Addressing Big Data Challenges in the ICGC Project
The Ontario Institute for Cancer Research (OICR) has been leading several large-scale international collaborations in cancer genomics with a focus on big data management and high-throughput computational analyses. These projects include: the International Cancer Genome Consortium (ICGC) whose goal is to categorize the genomes of 25,000 tumors by 2018; the Pan-Cancer Analysis of Whole Genomes (PCAWG) with the goal to uniformly analyze the whole genomes of over 2,800 ICGC patients; and the Cancer Genome Collaboratory which is a newly built compute cloud to facilitate computational analyses on the ICGC data set estimated at 5PB by project completion. In this presentation, Junjun will describe how OICR addresses the big data challenges in these projects, and how OICR will leverage the established infrastructure, expertise and partnership to tackle its next challenge: ICGG-ARGO which is an international collaboration to catalog cancer genome alterations and link them to therapeutic outcome in 100,000 patients.

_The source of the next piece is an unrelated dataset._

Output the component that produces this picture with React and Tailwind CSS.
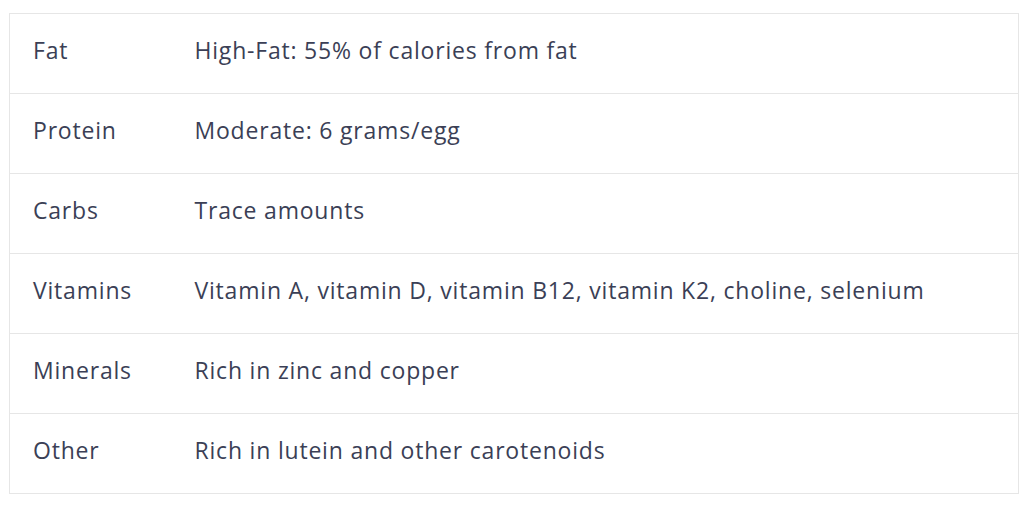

Junjun Zhang leads the bioinformatics and data curation team that is an integral part of the software development group at OICR. He has extensive experience in designing/building automated computational workflow system and integrated biological databases, such as the Database of Genomic Variants (DGV), the International Cancer Genome Consortium (ICGC) data portal, and the NCI Genomic Data Commons (GDC) data portal. Prior to joining OICR in 2008, he worked as a bioinformatics developer in the Centre for Applied Genomics at Toronto's SickKids hospital developing bioinformatics tools/algorithms for biological data management, assembling/annotating human genomes, and identifying genomic variants from large-scale microarray and NGS datasets.